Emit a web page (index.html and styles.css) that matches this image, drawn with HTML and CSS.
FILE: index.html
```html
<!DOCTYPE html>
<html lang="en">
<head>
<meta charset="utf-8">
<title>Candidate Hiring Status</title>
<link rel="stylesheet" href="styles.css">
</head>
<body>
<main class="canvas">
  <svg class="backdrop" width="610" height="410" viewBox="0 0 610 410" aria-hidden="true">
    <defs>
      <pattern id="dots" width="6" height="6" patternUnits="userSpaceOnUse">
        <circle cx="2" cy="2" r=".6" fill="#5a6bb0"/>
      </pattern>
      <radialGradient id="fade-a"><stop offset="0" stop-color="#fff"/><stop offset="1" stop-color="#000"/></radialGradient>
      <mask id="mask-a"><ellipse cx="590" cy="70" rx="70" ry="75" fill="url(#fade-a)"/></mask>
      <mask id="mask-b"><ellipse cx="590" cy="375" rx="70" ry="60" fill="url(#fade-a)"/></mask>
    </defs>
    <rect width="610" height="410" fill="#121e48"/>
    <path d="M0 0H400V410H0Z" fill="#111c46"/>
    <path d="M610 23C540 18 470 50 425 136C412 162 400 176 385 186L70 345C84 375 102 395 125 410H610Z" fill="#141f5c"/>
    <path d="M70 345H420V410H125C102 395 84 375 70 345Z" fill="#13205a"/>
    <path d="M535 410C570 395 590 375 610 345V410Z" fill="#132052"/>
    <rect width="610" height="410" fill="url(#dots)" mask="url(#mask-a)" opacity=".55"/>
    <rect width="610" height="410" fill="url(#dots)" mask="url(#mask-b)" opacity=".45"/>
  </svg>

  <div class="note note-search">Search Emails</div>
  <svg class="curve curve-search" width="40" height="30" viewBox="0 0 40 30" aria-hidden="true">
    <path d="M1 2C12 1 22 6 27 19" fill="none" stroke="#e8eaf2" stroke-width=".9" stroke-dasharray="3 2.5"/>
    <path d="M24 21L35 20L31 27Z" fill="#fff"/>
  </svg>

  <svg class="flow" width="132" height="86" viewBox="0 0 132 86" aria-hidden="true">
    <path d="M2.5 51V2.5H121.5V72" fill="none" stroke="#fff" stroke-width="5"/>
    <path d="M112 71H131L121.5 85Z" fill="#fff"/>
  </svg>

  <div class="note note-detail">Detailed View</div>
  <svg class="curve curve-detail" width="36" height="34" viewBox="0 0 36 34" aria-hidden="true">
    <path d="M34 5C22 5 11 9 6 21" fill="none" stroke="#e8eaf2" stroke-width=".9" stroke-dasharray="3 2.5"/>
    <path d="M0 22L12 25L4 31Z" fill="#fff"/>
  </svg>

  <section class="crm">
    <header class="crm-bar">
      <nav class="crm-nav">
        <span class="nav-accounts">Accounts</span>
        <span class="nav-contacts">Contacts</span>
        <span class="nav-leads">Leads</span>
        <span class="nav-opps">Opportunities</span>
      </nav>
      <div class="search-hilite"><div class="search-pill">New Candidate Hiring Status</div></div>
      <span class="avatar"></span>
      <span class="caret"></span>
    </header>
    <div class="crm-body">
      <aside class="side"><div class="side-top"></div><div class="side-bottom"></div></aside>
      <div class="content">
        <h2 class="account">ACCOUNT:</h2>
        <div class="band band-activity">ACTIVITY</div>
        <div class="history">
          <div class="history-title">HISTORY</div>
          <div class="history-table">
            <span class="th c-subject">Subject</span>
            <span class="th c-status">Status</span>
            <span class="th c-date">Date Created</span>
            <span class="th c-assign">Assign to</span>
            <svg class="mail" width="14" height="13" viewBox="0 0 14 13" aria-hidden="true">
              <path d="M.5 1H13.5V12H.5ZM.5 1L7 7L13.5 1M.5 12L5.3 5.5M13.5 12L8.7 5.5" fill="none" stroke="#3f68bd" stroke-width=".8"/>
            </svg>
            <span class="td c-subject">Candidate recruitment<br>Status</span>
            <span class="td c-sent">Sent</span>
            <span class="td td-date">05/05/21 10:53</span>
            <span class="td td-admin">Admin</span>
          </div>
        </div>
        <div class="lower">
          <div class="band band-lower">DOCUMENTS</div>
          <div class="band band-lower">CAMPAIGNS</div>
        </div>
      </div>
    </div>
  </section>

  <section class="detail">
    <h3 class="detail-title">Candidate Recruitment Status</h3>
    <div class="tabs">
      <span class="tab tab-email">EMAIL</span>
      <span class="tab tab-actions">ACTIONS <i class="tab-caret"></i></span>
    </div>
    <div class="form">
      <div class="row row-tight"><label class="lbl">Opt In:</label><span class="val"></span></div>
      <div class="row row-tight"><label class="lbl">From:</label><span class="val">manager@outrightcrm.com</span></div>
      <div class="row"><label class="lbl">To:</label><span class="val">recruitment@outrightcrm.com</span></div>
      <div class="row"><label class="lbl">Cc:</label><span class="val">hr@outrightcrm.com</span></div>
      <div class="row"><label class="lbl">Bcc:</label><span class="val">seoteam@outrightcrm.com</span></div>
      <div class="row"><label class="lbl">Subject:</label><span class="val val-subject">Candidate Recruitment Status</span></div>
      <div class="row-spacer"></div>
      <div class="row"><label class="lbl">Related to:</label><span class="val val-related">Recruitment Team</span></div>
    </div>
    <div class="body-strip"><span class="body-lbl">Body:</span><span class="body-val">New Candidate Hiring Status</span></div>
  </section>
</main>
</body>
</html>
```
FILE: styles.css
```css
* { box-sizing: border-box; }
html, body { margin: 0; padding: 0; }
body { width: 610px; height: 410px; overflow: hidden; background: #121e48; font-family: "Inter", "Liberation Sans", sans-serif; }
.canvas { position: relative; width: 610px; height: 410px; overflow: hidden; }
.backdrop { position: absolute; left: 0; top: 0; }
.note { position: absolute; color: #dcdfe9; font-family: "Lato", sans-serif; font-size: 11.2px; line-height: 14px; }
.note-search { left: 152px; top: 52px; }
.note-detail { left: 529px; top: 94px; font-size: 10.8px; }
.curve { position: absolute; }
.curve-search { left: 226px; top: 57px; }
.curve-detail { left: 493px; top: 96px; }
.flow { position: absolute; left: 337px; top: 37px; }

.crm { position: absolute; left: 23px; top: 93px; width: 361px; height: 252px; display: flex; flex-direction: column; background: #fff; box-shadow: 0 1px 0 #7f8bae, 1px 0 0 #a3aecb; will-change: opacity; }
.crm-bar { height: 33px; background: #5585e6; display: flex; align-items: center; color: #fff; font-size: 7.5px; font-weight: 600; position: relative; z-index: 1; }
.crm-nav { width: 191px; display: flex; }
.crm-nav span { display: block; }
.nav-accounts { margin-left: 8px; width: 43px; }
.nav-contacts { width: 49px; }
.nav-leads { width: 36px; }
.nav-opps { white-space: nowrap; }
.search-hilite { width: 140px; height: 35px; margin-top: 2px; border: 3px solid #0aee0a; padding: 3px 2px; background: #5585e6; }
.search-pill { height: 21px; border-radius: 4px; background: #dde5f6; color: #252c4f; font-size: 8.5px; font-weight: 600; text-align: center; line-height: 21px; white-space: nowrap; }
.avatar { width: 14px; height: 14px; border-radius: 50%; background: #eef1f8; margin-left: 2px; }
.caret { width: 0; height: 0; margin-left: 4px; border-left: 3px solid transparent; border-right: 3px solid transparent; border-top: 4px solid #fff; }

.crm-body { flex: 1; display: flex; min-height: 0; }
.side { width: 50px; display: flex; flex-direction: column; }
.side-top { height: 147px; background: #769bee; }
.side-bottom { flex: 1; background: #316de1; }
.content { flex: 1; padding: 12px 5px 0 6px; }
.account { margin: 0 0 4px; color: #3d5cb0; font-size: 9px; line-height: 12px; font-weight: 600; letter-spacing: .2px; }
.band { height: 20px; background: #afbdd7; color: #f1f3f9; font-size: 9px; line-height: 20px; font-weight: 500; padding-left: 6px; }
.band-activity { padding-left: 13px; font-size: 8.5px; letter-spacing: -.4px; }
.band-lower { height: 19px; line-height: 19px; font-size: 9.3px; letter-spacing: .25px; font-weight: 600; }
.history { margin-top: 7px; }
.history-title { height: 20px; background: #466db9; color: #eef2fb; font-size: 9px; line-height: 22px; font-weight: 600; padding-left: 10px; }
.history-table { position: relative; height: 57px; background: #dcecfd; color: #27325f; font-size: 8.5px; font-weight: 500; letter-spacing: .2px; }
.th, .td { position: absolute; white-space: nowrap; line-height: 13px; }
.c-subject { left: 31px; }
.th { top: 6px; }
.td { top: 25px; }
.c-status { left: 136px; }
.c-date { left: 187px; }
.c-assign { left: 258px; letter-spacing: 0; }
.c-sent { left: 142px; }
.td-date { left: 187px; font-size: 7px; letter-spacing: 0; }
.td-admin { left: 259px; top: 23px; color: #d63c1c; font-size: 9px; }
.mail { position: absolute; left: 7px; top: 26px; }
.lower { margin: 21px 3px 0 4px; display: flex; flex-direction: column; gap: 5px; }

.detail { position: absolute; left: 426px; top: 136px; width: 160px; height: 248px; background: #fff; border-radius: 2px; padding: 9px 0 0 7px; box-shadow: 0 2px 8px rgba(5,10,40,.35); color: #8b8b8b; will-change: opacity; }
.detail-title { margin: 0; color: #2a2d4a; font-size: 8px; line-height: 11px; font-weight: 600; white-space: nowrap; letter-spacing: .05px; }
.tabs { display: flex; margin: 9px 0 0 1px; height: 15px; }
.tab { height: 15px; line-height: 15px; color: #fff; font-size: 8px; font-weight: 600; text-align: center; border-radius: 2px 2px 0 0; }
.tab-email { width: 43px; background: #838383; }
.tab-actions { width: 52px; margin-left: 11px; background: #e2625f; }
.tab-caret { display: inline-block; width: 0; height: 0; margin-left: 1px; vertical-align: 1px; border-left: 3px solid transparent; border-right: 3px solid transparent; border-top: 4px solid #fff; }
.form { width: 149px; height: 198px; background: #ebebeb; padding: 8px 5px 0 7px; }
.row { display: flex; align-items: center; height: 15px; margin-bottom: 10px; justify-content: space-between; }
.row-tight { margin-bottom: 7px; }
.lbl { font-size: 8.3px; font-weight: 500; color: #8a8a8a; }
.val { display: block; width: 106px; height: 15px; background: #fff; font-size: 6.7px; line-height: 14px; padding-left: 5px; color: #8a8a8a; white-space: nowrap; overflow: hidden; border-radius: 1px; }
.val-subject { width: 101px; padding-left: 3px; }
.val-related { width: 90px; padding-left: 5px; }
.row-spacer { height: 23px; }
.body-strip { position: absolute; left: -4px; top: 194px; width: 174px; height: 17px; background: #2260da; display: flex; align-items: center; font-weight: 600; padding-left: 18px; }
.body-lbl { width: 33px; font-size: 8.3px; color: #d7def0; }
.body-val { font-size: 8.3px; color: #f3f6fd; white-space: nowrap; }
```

- - -

• [Requirement]
Select the lines in this material that hold the word "styles", leaving none out.

• [Exercise solution]
Emit a web page (index.html and styles.css) that matches this image, drawn with HTML and CSS.
<link rel="stylesheet" href="styles.css">
FILE: styles.css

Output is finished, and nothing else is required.